Rate Optimization for Visible Light Communications Using Asymmetric Bridged-T Pre-Equalizer
摘要
In ultra-high speed visible light communications (VLC) with light emitting diodes (LEDs) as the transmitter, analog pre-equalizers are often adopted to extend the modulation bandwidth. However, pre-equalizer may severely degrade the signal-to-noise-ratio (SNR) in the low frequency if we only focus on its bandwidth extending feature. And therefore, an important issue is that there exists a tradeoff between extending the system bandwidth and improving the SNR. In this paper, we first study the small signal characteristics of LEDs using the ABC parameters by taking into account of its internal quantum efficiency. And then, we propose an asymmetric bridged-T pre-equalizer considering an impedance matching network, based on which we study the bandwidth-SNR tradeoff problem via analytical derivations. We formulate a data rate maximization problem by considering the above tradeoff issue. Interestingly, different from common intuition, simulations results indicate that when the LED driving current and modulation bandwidth both reach maximal values, the achievable rate cannot reach the highest point.
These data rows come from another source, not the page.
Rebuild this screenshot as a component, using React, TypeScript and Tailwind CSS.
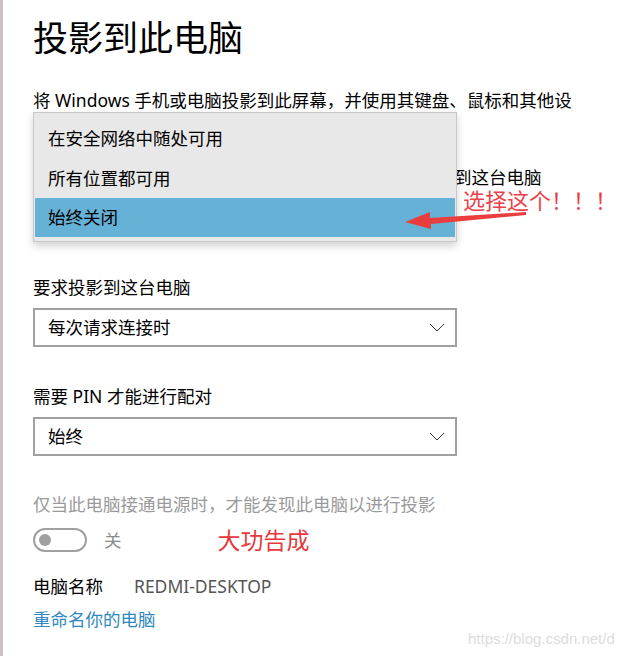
const font = "font-['Noto_Sans','Noto_Sans_CJK_SC',sans-serif]"

function Select({ value }: { value: string }) {
  return (
    <div className="flex h-[39px] w-[424px] items-center justify-between border-2 border-[#a0a0a0] bg-white pl-[13px] pr-[10px] text-[17.5px] text-black">
      <span>{value}</span>
      <svg width="16" height="9" viewBox="0 0 16 9" className="text-[#333]">
        <path d="M1 1 L8 8 L15 1" fill="none" stroke="currentColor" strokeWidth="1" />
      </svg>
    </div>
  )
}

function Arrow() {
  return (
    <svg className="absolute left-[400px] top-[206px]" width="130" height="24" viewBox="0 0 130 24">
      <path d="M126 6 L30 12 L30 6 L5 16 L31 23 L31 18 L126 9 Z" fill="#ea3e3e" />
    </svg>
  )
}

export default function App() {
  return (
    <div className={`relative h-[668px] w-[619px] overflow-hidden bg-white ${font}`}>
      <div className="h-[656px] border-l-[3px] border-[#cbc2c6] pl-[30px]">
        <h1 className="pt-[17px] text-[35px] leading-[42px] text-black">投影到此电脑</h1>
        <p className="mt-[29px] whitespace-nowrap text-[17.5px] leading-[24px] text-black">
          将 Windows 手机或电脑投影到此屏幕，并使用其键盘、鼠标和其他设
        </p>

        <p className="mt-[53px] whitespace-nowrap text-[17.5px] leading-[24px] text-black">
          当你同意时，部分 Windows 和 Android 设备可以投影到这台电脑
        </p>
        <div className="mt-[9px]">
          <Select value="所有位置都可用" />
        </div>

        <p className="mt-[38px] text-[17.5px] leading-[24px] text-black">要求投影到这台电脑</p>
        <div className="mt-[9px]">
          <Select value="每次请求连接时" />
        </div>

        <p className="mt-[37px] text-[17.5px] leading-[24px] text-black">需要 PIN 才能进行配对</p>
        <div className="mt-[9px]">
          <Select value="始终" />
        </div>

        <p className="mt-[36px] text-[17.5px] leading-[24px] text-[#9a9a9a]">仅当此电脑接通电源时，才能发现此电脑以进行投影</p>
        <div className="mt-[12px] flex h-[24px] items-center">
          <div className="flex h-[24px] w-[54px] items-center rounded-full border-2 border-[#a0a0a0] px-[4px]">
            <div className="h-[12px] w-[12px] rounded-full bg-[#a0a0a0]" />
          </div>
          <span className="ml-[17px] text-[17.5px] leading-[24px] text-[#8a8a8a]">关</span>
          <span className="ml-[96px] text-[23px] leading-[24px] text-[#e5383d]">大功告成</span>
        </div>

        <div className="mt-[22px] flex items-center text-[17.5px] leading-[24px]">
          <span className="text-black">电脑名称</span>
          <span className="ml-[31px] text-[#555]">REDMI-DESKTOP</span>
        </div>
        <p className="mt-[9px] text-[17.5px] leading-[24px] text-[#2f88c2]">重命名你的电脑</p>
      </div>

      {/* open dropdown */}
      <div className="absolute left-[33px] top-[112px] w-[424px] border border-[#c8c8c8] bg-[#e8e8e8] px-px pt-[5px] pb-[4px] shadow-[0_4px_8px_rgba(0,0,0,0.18)]">
        <div className="flex h-[40px] items-center pl-[13px] text-[17.5px] text-black">在安全网络中随处可用</div>
        <div className="flex h-[40px] items-center pl-[13px] text-[17.5px] text-black">所有位置都可用</div>
        <div className="flex h-[39px] items-center bg-[#66b1d6] pl-[13px] text-[17.5px] text-black">始终关闭</div>
      </div>

      <span className="absolute left-[463px] top-[186px] text-[22px] leading-[28px] text-[#e8434a]">选择这个！！！</span>
      <Arrow />

      <span className="absolute left-[468px] top-[628px] whitespace-nowrap font-['Liberation_Sans',sans-serif] text-[15px] text-[#dcdcdc]">
        https://blog.csdn.net/d
      </span>
    </div>
  )
}
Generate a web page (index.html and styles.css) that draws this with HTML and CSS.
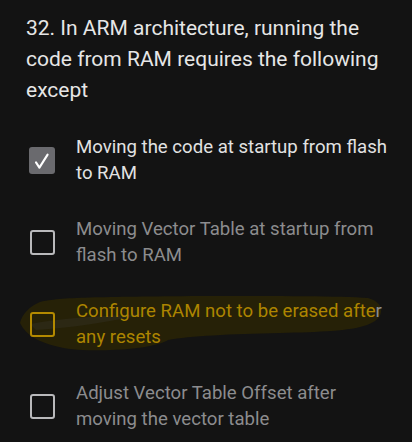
FILE: index.html
```html
<!DOCTYPE html>
<html lang="en">
<head>
<meta charset="utf-8">
<title>Question 32</title>
<link rel="stylesheet" href="styles.css">
</head>
<body>
<main class="question">
  <h1 class="title">32. In ARM architecture, running the code from RAM requires the following except</h1>
  <ul class="options">
    <li class="option option--checked">
      <span class="box box--checked"><svg viewBox="0 0 24 24" width="24" height="24"><path d="M6 14.4 L9.4 19.6 L17.6 6.6" fill="none" stroke="#fff" stroke-width="2.1" stroke-linecap="round" stroke-linejoin="round"/></svg></span>
      <span class="label">Moving the code at startup from flash to RAM</span>
    </li>
    <li class="option">
      <span class="box"></span>
      <span class="label">Moving Vector Table at startup from flash to RAM</span>
    </li>
    <li class="option option--marked">
      <svg class="marker" viewBox="0 0 412 442" width="412" height="442" aria-hidden="true"><path d="M20 323 C22 314 30 306 40 302 C60 297 100 297 200 296 C280 296 340 296 368 298 C378 301 382 306 381 312 C380 318 375 322 367 325 C350 331 320 332 280 333 C230 334 190 336 168 340 C160 345 140 349 110 350 C85 351 70 350 55 346 C40 342 26 336 20 323 Z" fill="#262107"/><path d="M30 324 C60 318 100 316 146 314 C110 322 70 328 36 330 Z" fill="#2c2814"/></svg>
      <span class="box box--marked"></span>
      <span class="label label--marked">Configure RAM not to be erased afte<span class="plain">r</span> any resets</span>
    </li>
    <li class="option">
      <span class="box"></span>
      <span class="label">Adjust Vector Table Offset after moving the vector table</span>
    </li>
  </ul>
</main>
</body>
</html>
```

FILE: styles.css
```css
html, body {
  margin: 0;
  padding: 0;
  background: #131313;
}
body {
  width: 412px;
  height: 442px;
  overflow: hidden;
  font-family: Roboto, "Noto Sans", sans-serif;
}
.question {
  padding: 13px 20px 0 26px;
}
.title {
  margin: 0;
  font-size: 21px;
  line-height: 31px;
  font-weight: 400;
  color: #e6e6e6;
}
.options {
  list-style: none;
  margin: 28px 0 0 0;
  padding: 0;
  display: flex;
  flex-direction: column;
  gap: 30px;
}
.option {
  display: flex;
  align-items: center;
  gap: 21px;
}
.box {
  flex: 0 0 auto;
  box-sizing: border-box;
  width: 25px;
  height: 25px;
  margin-left: 4px;
  border: 2.5px solid #b9b9bb;
  border-radius: 3px;
  display: flex;
  align-items: center;
  justify-content: center;
  position: relative;
}
.box--checked {
  width: 26px;
  height: 27px;
  margin-left: 3px;
  border: none;
  background: #6a6a6e;
}
.box--marked {
  border-color: #b48a00;
}
.label {
  width: 318px;
  font-size: 18.6px;
  line-height: 26px;
  color: #8c8c8e;
  position: relative;
}
.option--checked .label {
  color: #e2e2e2;
}
.label--marked {
  color: #ad8500;
}
.plain {
  color: #8c8c8e;
}
.marker {
  position: absolute;
  left: 0;
  top: 0;
  pointer-events: none;
}
```
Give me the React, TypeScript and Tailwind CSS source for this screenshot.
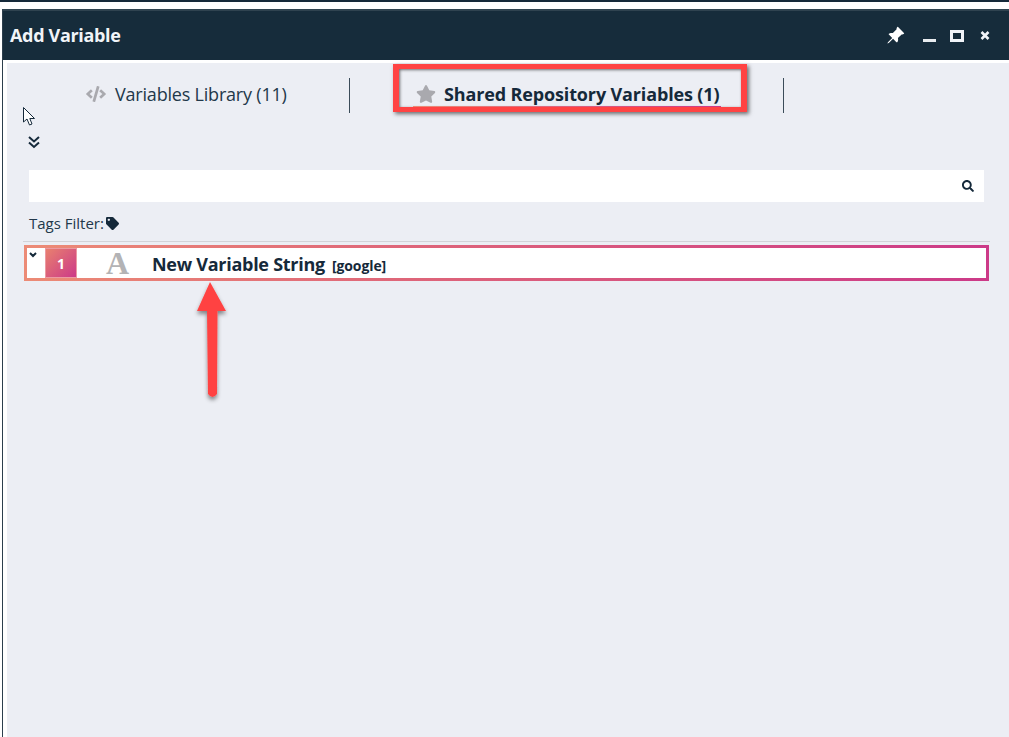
import { FaStar, FaCode, FaTag, FaSearch } from "react-icons/fa";
import { BsPinAngleFill } from "react-icons/bs";

export default function App() {
  return (
    <div className="relative h-[737px] w-[1009px] overflow-hidden bg-white font-['Open_Sans',sans-serif] text-[#15293a]">
      <div className="h-[2px] bg-[#15293a]" />
      <div className="h-[7px] bg-white" />
      <div className="flex h-[728px]">
        <div className="w-[2px] shrink-0 bg-white" />
        <div className="flex min-w-0 flex-1 flex-col border-l border-[#2c3e4c]">
          <div className="flex h-[51px] shrink-0 items-center justify-between border-t-2 border-[#2f4350] bg-[#162c3b] pl-[7px] pr-[19px]">
            <span className="text-[18px] font-bold tracking-[-0.33px] text-[#f1f4f8]">Add Variable</span>
            <div className="flex items-center text-white">
              <BsPinAngleFill className="mr-[18px] h-[19px] w-[19px]" />
              <div className="mr-[14px] mt-[10px] h-[3px] w-[13px] bg-[#e8ecef]" />
              <div className="mr-[16px] h-[12px] w-[14px] border-[3px] border-[#f1f4f8]" />
              <svg width="10" height="9" viewBox="0 0 10 9" fill="none" stroke="#f1f4f8" strokeWidth="2.6">
                <path d="M1.5 1l7 7M8.5 1l-7 7" />
              </svg>
            </div>
          </div>
          <div className="flex min-h-0 flex-1 flex-col border-l-[4px] border-t-[3px] border-white bg-[#eceef4]">
            <div className="mt-[15px] flex h-[35px] shrink-0 items-center">
              <div className="flex h-[35px] w-[343px] items-center border-r border-[#3b4c59] pb-[3px] pl-[78px]">
                <FaCode className="mr-[8px] h-[16px] w-[22px] text-[#a9a9ae]" />
                <span className="text-[18px] tracking-[-0.2px] text-[#22384a]">Variables Library (11)</span>
              </div>
              <div className="flex h-[35px] w-[434px] items-center border-r border-[#3b4c59] pb-[3px] pl-[66px]">
                <FaStar className="mr-[8px] h-[20px] w-[20px] text-[#a9a9ae]" />
                <span className="text-[18px] font-bold tracking-[-0.14px]">Shared Repository Variables (1)</span>
              </div>
            </div>
            <div className="mt-[22px] flex h-[14px] pl-[20px]">
              <svg width="14" height="14" viewBox="0 0 14 14" fill="none" stroke="#15293a" strokeWidth="2">
                <path d="M2 2l5 4.5L12 2M2 7.5l5 4.5 5-4.5" />
              </svg>
            </div>
            <div className="ml-[22px] mr-[25px] mt-[21px] flex h-[32px] shrink-0 items-center justify-end bg-white pr-[10px]">
              <FaSearch className="h-[12px] w-[12px]" />
            </div>
            <div className="ml-[22px] mt-[11px] flex h-[22px] items-center pb-[2px] text-[15px] text-[#22384a]">
              Tags Filter:
              <FaTag className="ml-[2px] mt-[1px] h-[13px] w-[13px] text-[#15293a]" />
            </div>
            <div className="ml-[16px] mr-[19px] mt-[6px] h-[1px] bg-[#d2d3d8]" />
            <div className="ml-[17px] mr-[20px] mt-[3px] h-[36px] bg-[linear-gradient(90deg,#ec8b76,#de6579_40%,#cc3a88)] p-[3px]">
              <div className="flex h-full items-center bg-white">
                <div className="relative -top-[8px] flex w-[18px] pl-[2px]">
                  <svg width="8" height="6" viewBox="0 0 8 6" fill="none" stroke="#15293a" strokeWidth="2">
                    <path d="M1 1l3 3 3-3" />
                  </svg>
                </div>
                <div className="flex h-[30px] w-[32px] items-center justify-center border border-[#ec9aa3] bg-[linear-gradient(135deg,#e8806f,#cc3a88)] text-[14px] font-bold text-white">1</div>
                <span className="ml-[29px] w-[46px] font-['Liberation_Serif',serif] text-[32px] font-bold leading-none text-[#b3b3b5]">A</span>
                <span className="mt-[2px] text-[18px] font-bold tracking-[-0.27px]">New Variable String</span>
                <span className="ml-[7px] mt-[5px] text-[14px] font-bold tracking-[-0.1px]">[google]</span>
              </div>
            </div>
          </div>
        </div>
      </div>

      {/* annotation: red rectangle */}
      <div className="absolute left-[393px] top-[64px] h-[48px] w-[354px] border-x-[6px] border-y-[5px] border-[#ff4343] shadow-[2px_2px_4px_rgba(0,0,0,0.55),inset_1px_1px_3px_rgba(0,0,0,0.55)]" />
      <div className="absolute left-[413px] top-[106px] h-[1px] w-[308px] bg-[linear-gradient(90deg,#ec8b76,#cc3a88)]" />

      {/* annotation: arrow */}
      <svg className="absolute left-[190px] top-[278px]" width="46" height="130" viewBox="0 0 46 130">
        <defs>
          <filter id="s" x="-30%" y="-10%" width="160%" height="125%">
            <feDropShadow dx="0" dy="3" stdDeviation="2" floodColor="#000" floodOpacity="0.45" />
          </filter>
        </defs>
        <path d="M20 4 L36 33 L27.5 33 L27 116 Q22.5 122 18 116 L17 33 L7 33 Z" fill="#ff4343" filter="url(#s)" />
      </svg>

      {/* annotation: pointer */}
      <svg className="absolute left-[23px] top-[107px]" width="14" height="20" viewBox="0 0 14 20">
        <path d="M0.5 0.5 V15 L4 12 L6.5 18 L9 17 L6.8 11.5 L11.5 11.5 Z" fill="#fff" stroke="#15293a" strokeWidth="1" />
      </svg>
    </div>
  );
}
Specifically, using an OSRAM green LED, a maximum data rate of 1.15 Gbps can be achieved with a bias current of 378.63 mA and transmitter bandwidth of 163.31 MHz. The simulated data rate is 1.47 times higher than that of the literature using similar LED with 1/2 of the signal power attenuation. In the future, we will based on the optimized LED driving and equalization circuit to design PCB and test its impacts in real deployments.